The Consent Judgment also requires the adoption of many new rules and directives.  The first of these promulgated in 2015 by the DOC was a new Use of Force Directive  to replace Directive 5006R-C. It goes far beyond the mere use of force. It gets into tactics, hierarchies of preventable incidents, a check list “to do” before using force, circumstances when force may be used, the level of force that may be used, forms of force that are barred categorically, the use of equipment during a use of force, use of force reporting, the prohibition of using certain language with inmates (i.e. taunting or humiliating), as well as other requirements. Directive 5006R-D was issued with  an effective date of November 20, 2015. From mid and late 2015 the DOC repeatedly failed and refused to meet to bargain on the mandatory subjects touched upon by this greatly expanded Directive.

On December 15, 2015, COBA filed an improper practice charge with the New York City Office of Collective Bargaining requesting the Board of Collective Bargaining seek injunctive relief preventing the imposition of the Directive and certain provisions on the grounds that the City failed to bargain prior to imposing these new terms and conditions of employment on COBA members.

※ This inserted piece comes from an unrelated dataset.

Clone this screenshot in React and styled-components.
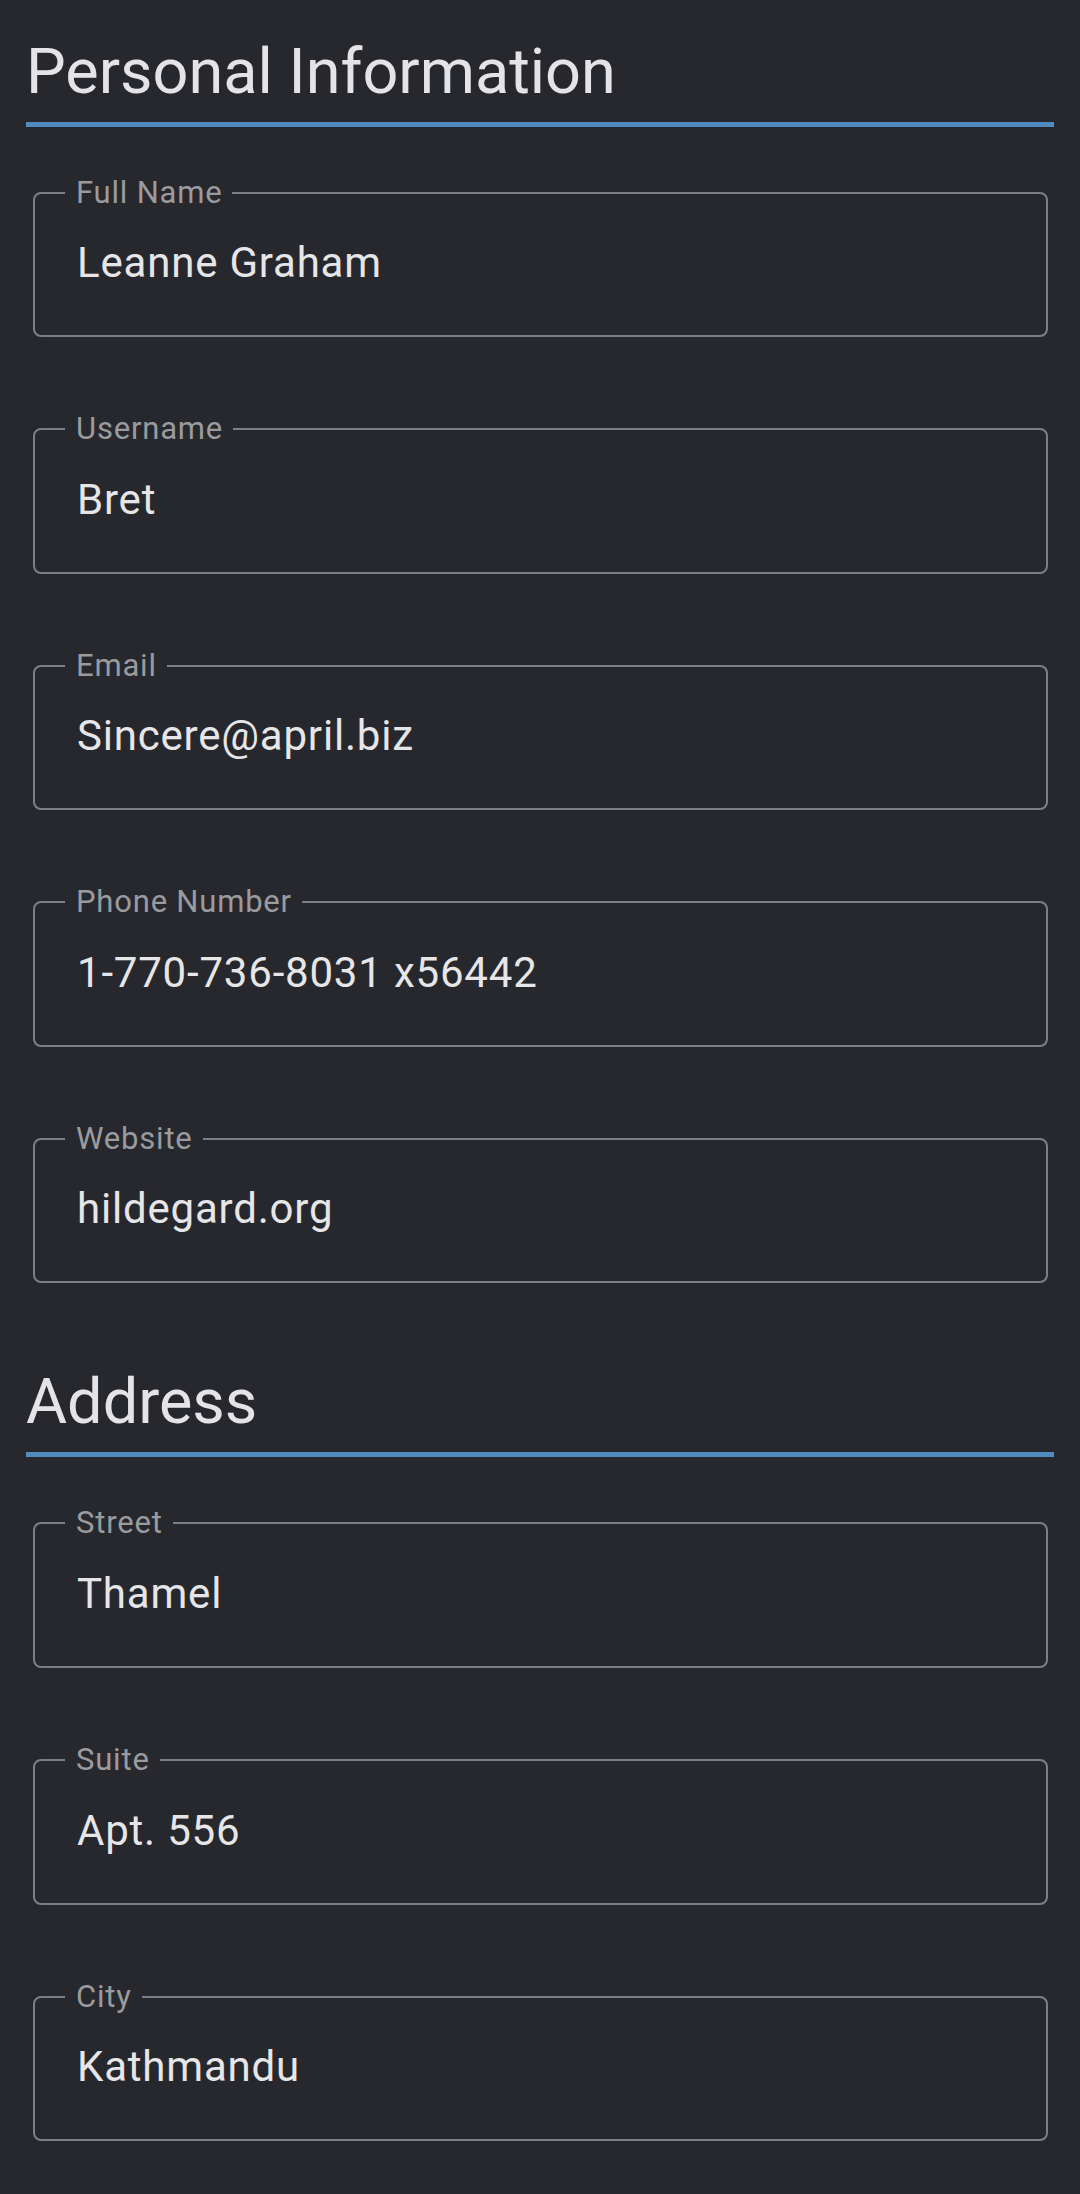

The Board summarily (without any reasons)  refused to seek injunctive relief and the parties exchanged voluminous pleadings  in early 2016. Hearings have begun in what will no doubt be a long trial on the ways Nuñez adversely impacts the rights of union members.

On Monday, January 23, 2016, the unions for the Correction Captains and the Assistant Deputy Wardens/Deputy Wardens notified the Office of Collective Bargaining of their intent to move to intervene.

Collectively the COBA, CCA, and the ADW/DWA have joined forces to prevent the Department from imposing and infringing on matters that are mandatory subjects of bargaining.  The unilateral imposition of these actions by the Department will not go unchallenged.